**THE REQUEST:** Copy out every line that contains "this".

***** STORED ROWS

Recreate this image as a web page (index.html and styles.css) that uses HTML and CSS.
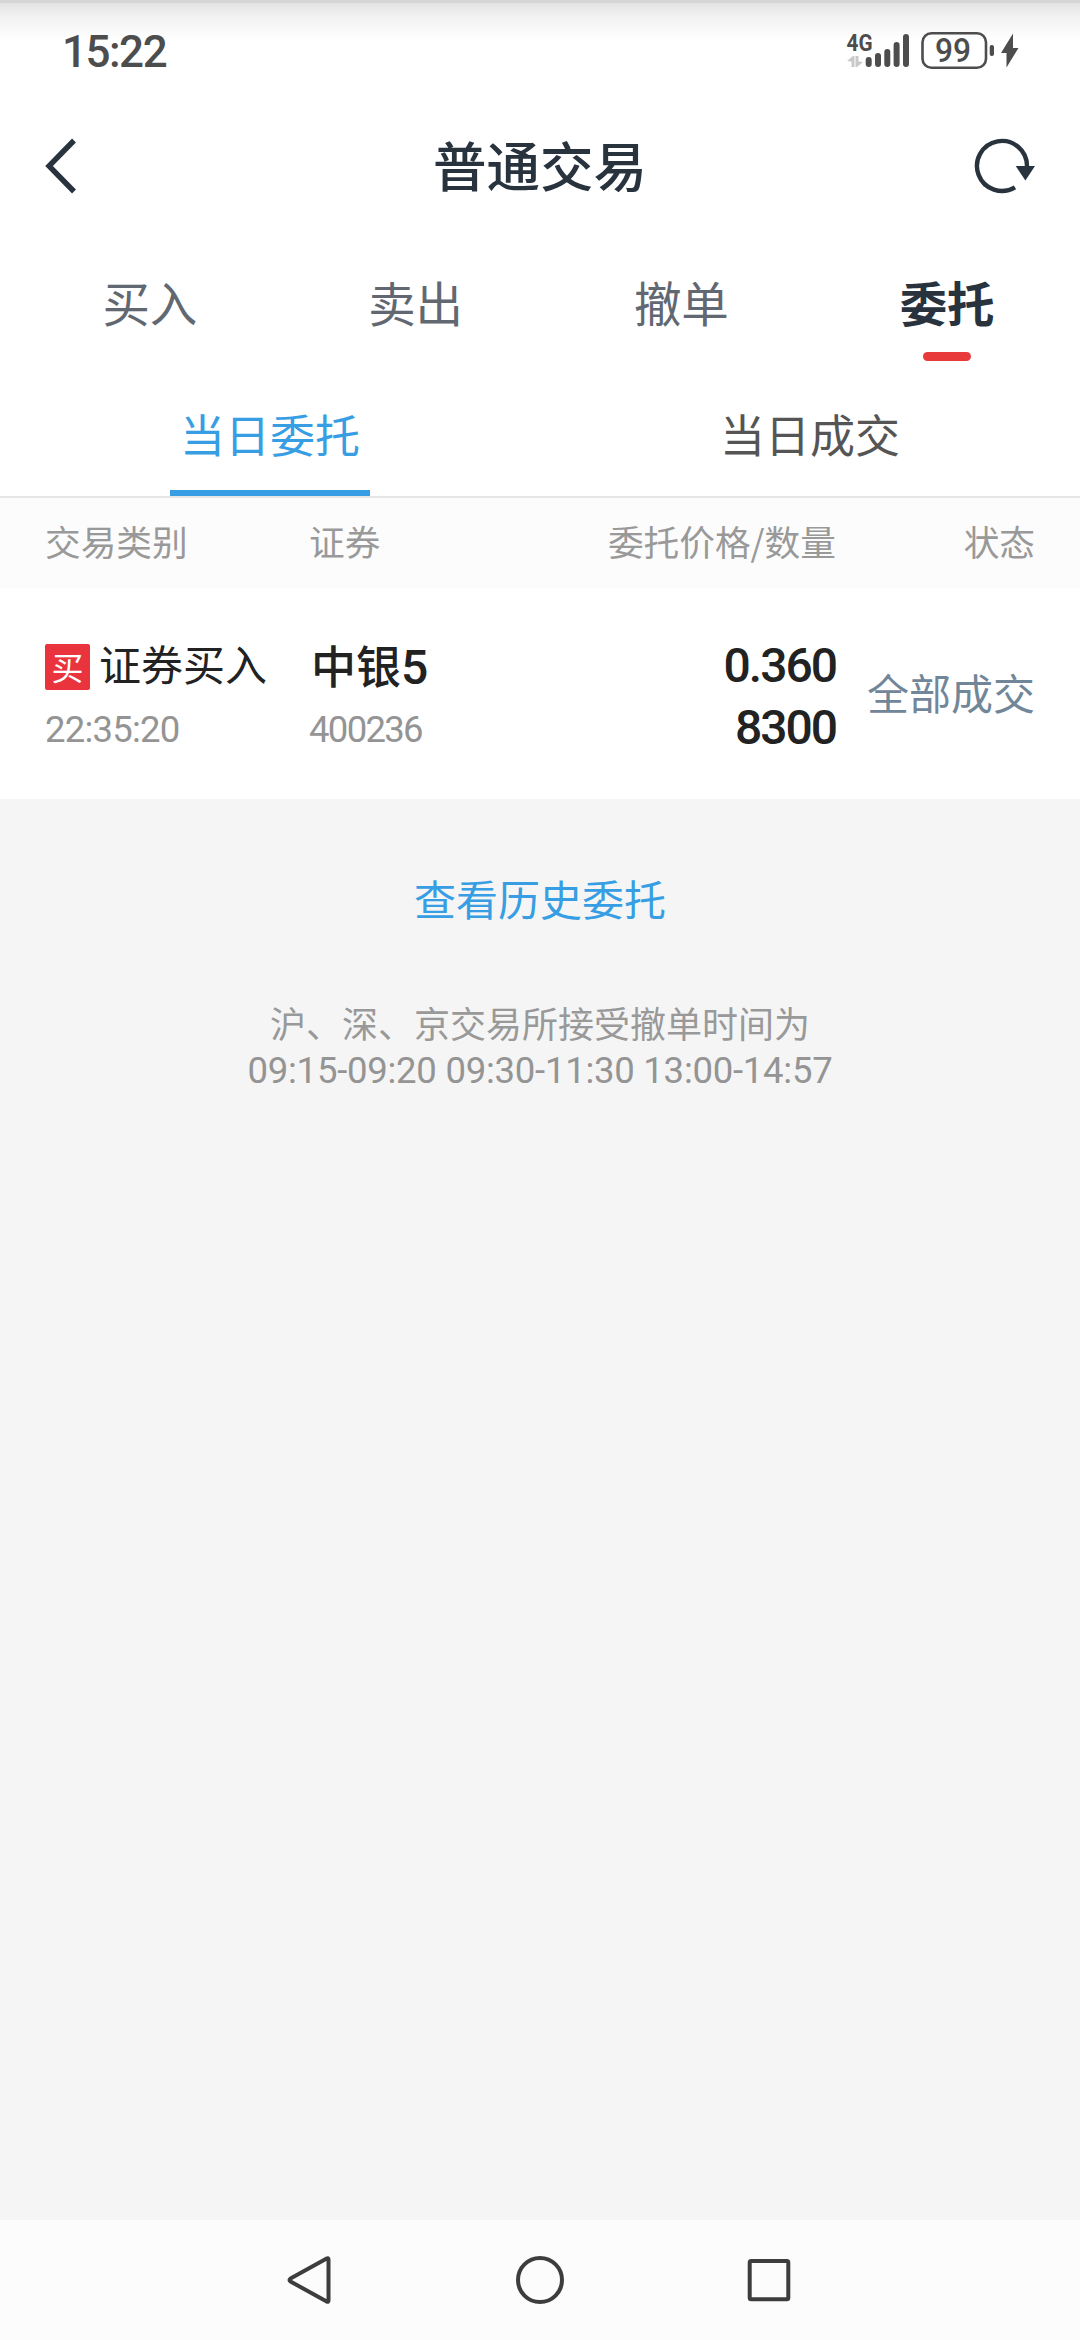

**********
***** STORED ROWS

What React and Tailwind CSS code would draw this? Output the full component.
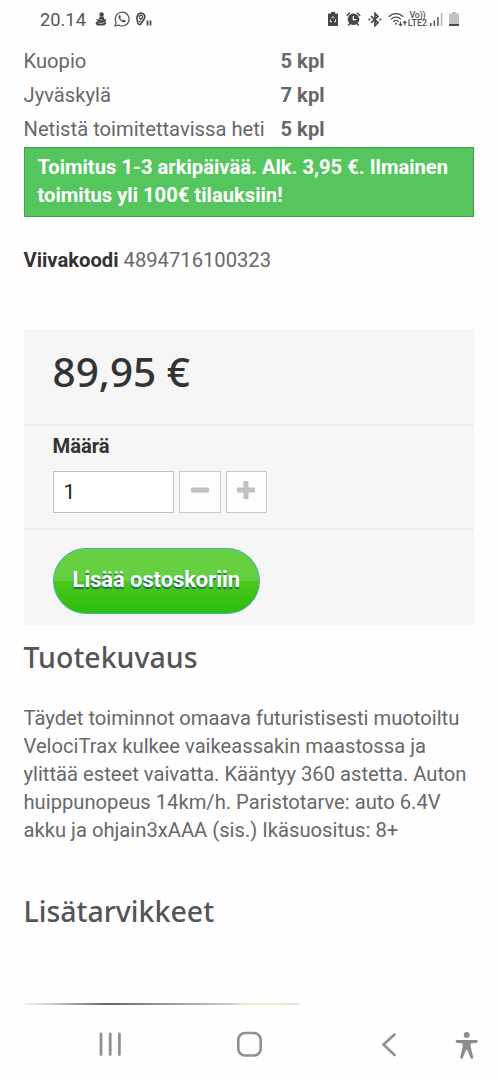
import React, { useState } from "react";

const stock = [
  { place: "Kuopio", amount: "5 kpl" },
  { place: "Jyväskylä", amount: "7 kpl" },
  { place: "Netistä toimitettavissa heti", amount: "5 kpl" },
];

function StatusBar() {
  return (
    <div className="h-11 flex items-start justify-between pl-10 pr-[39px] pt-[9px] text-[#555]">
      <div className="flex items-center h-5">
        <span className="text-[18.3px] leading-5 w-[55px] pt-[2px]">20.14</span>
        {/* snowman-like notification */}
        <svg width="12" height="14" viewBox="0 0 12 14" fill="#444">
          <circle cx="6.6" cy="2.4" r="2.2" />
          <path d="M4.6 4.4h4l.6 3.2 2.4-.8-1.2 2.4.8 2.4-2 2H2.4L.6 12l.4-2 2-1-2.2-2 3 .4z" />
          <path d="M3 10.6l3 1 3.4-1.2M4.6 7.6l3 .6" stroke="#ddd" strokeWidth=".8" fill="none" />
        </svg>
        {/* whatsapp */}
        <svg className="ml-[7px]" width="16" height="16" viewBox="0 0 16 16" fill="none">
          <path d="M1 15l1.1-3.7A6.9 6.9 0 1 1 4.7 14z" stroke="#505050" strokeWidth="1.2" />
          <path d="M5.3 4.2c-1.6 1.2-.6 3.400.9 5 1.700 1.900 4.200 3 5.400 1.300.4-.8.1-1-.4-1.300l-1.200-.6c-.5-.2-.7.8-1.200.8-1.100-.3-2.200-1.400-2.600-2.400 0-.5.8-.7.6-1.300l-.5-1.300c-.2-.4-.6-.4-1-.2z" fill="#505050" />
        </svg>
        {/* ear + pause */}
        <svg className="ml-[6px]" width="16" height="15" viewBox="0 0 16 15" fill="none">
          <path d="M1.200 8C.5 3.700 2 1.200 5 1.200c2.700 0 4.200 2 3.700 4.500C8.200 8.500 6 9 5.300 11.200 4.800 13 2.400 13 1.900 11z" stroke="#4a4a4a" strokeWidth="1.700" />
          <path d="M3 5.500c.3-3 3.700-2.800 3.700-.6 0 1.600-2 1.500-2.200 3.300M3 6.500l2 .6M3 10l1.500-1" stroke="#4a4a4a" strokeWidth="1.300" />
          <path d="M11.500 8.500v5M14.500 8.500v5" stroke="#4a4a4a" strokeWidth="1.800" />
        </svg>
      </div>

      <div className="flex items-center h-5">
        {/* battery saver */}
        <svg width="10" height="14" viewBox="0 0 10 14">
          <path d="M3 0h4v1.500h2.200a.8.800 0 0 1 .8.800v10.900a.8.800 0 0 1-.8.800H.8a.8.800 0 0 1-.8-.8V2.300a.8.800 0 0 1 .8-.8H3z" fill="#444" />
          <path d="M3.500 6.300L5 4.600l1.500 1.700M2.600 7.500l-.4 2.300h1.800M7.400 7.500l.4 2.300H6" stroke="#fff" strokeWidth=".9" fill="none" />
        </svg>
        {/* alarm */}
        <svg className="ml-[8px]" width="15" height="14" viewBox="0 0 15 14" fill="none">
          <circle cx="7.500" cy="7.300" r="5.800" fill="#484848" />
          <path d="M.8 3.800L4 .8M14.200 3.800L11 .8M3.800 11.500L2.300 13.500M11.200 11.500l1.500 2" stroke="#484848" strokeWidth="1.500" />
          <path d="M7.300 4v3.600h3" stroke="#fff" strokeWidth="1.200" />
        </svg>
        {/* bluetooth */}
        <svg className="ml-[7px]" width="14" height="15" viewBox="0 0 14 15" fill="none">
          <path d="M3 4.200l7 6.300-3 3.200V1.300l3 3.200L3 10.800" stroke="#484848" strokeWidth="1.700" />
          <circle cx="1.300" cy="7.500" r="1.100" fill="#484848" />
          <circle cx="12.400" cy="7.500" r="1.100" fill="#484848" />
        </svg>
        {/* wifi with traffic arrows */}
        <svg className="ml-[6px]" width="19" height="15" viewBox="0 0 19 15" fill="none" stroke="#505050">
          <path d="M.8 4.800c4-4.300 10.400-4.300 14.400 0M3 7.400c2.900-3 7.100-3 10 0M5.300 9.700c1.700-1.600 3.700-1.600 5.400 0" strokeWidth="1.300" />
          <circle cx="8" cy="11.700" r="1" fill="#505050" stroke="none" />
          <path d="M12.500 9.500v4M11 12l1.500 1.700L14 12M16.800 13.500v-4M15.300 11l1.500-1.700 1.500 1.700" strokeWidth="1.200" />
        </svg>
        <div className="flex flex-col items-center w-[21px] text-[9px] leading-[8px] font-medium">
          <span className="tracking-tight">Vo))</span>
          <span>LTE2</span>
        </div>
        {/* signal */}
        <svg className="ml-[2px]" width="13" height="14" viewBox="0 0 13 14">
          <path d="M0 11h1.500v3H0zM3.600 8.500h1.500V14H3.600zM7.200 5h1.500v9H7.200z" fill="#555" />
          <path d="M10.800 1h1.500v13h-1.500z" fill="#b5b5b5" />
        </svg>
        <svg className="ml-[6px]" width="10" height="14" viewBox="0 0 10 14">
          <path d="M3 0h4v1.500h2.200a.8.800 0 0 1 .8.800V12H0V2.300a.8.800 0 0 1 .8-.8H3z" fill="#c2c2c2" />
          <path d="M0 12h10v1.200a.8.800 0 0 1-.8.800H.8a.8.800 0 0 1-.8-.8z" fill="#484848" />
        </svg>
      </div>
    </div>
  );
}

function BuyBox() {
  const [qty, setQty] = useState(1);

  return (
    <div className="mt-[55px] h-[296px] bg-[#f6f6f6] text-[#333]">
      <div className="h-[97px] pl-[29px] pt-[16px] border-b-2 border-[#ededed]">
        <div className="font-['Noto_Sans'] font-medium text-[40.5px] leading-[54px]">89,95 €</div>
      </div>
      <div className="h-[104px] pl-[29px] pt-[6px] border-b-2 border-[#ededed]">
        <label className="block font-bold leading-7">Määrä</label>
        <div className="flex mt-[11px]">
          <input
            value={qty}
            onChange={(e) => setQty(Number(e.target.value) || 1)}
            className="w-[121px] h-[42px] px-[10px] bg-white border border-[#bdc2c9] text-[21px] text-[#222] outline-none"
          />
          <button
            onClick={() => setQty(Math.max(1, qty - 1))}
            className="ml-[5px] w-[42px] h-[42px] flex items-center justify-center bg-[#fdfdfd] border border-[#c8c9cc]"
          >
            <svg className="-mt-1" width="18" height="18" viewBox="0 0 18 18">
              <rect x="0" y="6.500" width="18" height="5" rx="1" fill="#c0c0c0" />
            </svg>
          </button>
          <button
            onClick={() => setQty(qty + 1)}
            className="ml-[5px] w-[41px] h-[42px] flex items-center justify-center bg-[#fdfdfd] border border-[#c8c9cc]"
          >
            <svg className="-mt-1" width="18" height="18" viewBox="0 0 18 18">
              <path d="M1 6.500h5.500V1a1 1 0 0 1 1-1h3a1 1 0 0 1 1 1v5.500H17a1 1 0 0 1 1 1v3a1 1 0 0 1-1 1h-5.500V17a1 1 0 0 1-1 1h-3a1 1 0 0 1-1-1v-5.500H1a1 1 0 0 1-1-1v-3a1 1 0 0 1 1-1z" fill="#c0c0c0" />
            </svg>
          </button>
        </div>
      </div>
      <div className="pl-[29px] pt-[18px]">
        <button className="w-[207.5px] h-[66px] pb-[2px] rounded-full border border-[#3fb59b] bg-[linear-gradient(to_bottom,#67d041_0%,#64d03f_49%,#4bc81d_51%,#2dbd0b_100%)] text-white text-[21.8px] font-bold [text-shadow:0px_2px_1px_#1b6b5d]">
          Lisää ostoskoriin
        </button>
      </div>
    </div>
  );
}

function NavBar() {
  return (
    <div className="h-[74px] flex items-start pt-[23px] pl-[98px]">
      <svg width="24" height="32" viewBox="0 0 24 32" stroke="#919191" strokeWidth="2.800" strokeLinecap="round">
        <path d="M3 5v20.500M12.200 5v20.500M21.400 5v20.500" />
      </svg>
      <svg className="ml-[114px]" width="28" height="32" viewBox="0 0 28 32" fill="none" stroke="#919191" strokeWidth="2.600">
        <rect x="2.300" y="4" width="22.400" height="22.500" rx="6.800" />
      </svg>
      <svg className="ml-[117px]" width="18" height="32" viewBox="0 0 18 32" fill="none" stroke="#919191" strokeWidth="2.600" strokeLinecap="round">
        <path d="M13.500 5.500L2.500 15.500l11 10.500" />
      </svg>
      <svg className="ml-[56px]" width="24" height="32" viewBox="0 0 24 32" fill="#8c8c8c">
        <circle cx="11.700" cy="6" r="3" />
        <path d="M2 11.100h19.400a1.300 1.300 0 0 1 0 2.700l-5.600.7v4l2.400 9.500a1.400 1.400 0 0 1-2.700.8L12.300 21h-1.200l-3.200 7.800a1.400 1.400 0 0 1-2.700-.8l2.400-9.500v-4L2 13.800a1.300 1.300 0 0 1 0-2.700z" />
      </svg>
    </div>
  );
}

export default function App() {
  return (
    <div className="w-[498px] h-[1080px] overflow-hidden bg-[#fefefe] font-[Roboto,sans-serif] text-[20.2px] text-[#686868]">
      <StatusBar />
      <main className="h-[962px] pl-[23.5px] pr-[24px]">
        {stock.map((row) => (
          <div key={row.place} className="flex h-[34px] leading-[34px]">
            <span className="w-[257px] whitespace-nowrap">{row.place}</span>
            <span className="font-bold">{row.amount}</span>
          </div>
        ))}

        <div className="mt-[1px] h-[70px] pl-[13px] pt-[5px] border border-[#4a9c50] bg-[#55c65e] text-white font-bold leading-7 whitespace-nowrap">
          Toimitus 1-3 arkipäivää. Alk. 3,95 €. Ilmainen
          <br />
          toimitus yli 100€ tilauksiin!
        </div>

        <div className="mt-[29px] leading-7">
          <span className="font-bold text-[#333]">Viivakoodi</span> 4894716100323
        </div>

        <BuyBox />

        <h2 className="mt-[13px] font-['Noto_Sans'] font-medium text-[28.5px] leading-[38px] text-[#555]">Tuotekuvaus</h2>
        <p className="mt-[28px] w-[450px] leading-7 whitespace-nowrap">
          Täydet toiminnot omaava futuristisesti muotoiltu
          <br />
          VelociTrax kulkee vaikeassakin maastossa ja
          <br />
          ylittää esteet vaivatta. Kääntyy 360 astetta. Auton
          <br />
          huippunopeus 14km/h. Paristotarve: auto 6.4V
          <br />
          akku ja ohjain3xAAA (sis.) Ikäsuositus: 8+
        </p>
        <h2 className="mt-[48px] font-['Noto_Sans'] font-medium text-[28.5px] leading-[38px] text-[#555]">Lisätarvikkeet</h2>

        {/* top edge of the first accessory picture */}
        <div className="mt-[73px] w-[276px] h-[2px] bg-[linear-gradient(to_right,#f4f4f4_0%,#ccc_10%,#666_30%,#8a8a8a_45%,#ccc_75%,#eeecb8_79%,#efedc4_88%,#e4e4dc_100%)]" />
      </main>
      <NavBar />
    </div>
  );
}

**********

**SOLVED PROBLEM:**
Recreate this image as a web page (index.html and styles.css) that uses HTML and CSS.
What React and Tailwind CSS code would draw this? Output the full component.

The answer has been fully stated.